I was watching how i met your mother last night, and they all looked strange. do we humans look like that? I had to remind myself that I also look like that by touching my face, body etc.

please please please help me. these thoughts are freaking me out, I'm extremely scared of them. I'll appreciate every word.


----------



## spudgirl

while i haven't had your exact problem, i can TOTALLY identify with feeling like an alien who's arrived on earth for the first time. it was like suddenly everything about life that i had previously just accepted became completely foreign and strange to me. questioning everything - and i mean EVERYTHING - and getting severe panic attacks about it all.

deep down, you know that your mom is your mom and you are you, your anxiety is just altering your perceptions. you need to find a way to calm your anxiety, get out of your head and become reconnected with the world again. i'm saying this as someone who is struggling with the same thing. i can only speak for myself, but medication has helped me so much. it has calmed my mind to the point where i feel grounded and can work on my flawed thought processes through therapy and healthy living.
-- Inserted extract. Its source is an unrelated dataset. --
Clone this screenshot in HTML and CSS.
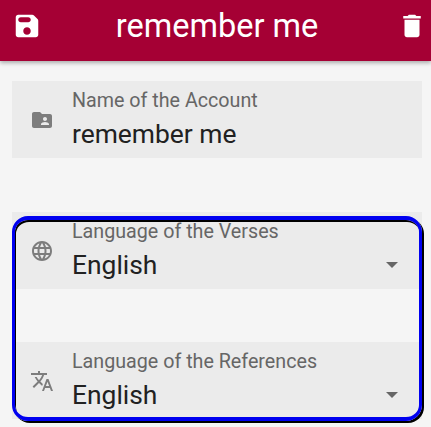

there was a time in your life in which you weren't suffering from DP, right? and all seemed right and normal? i honestly believe you can train your brain and get it back to the right way of perceiving things. and when it passes this will all seem like a distant dream. good luck.


----------



## Guest

Read your signature! It will totally pass.
I've had thoughts like these, but you really do need to not feed those thoughts, because the more you focus on them, the more real they seem. And these thoughts are not ones that you want to listen to, at all. As spudgirl said, it's all about your altered perception with DP. I'm human, you're human, we're all human! And we always have been


----------



## gill

Just about everything can look strange/alien with my DP/DR; even words, sentences.	Think of it like this.... Does anyone try to read a book 5 sentences at a time? No, because it's too much information to comprehend at one moment in time. Well so DP/DR is like too much information getting to your awareness at one time. Everything starts to become confusing because it's more then you're meant to handle at a time...


----------



## Dan33d

sherlock said:


> this is really freaking me out. when I look at my mother, I feel like I no longer recognize her. of course she looks like she always has, but she looks so unfamiliar. so do all people. I don't recognize myself in the mirror. who is this person looking back at me? I know it's me but is this the way humans and people actually look? I don't recognize it. It's like I've been identifying myself with my head/thoughts so much. I feel like an alien who's just been dropped down on earth and finds everything to be extremely weird and unfamiliar. I feel like I'm in a dream or something.
> 
> I was watching how i met your mother last night, and they all looked strange. do we humans look like that? I had to remind myself that I also look like that by touching my face, body etc.
> 
> please please please help me. these thoughts are freaking me out, I'm extremely scared of them. I'll appreciate every word.


OMG I'm so glad not to be alone with this yes I have experienced all this it slowly gets better iv had it for a few months now what really helps it out is to play games that really get you into it it keeps ur mind occupied don't fear you are not alone its just anxiety!


----------



## eddy1886

What you are experiencing is frightening i know but it is not harmful...I can promise you that...Your symptoms are classic DP and are all anxiety related...You are NOT going insane! The fact that you are scared and do actually recognise whats going on around you is actually a good sign if that makes sense....If you had gone insane this wouldnt be troubling you cos you wouldnt know the difference between reality and delusion....I can promise you it gets better with time...Your not alone either...All of us on this site know exactly what your going through....DP makes us very fearful for our sanity,it makes us feel like aliens,it affects our memories,it affects our vision,it causes panic,obsessive thinking,racing thoughts....It is very disturbing BUT! it improves...I promise!


----------



## sherlock

Thank you everyone for your comments and thoughts.... <3 I really appreciate you guys taking time to answer. I'm already feeling a bit better about this (it could change though, I'm like a damn roller coaster). It's all about being strong, and patience.

This too shall pass, indeed.


----------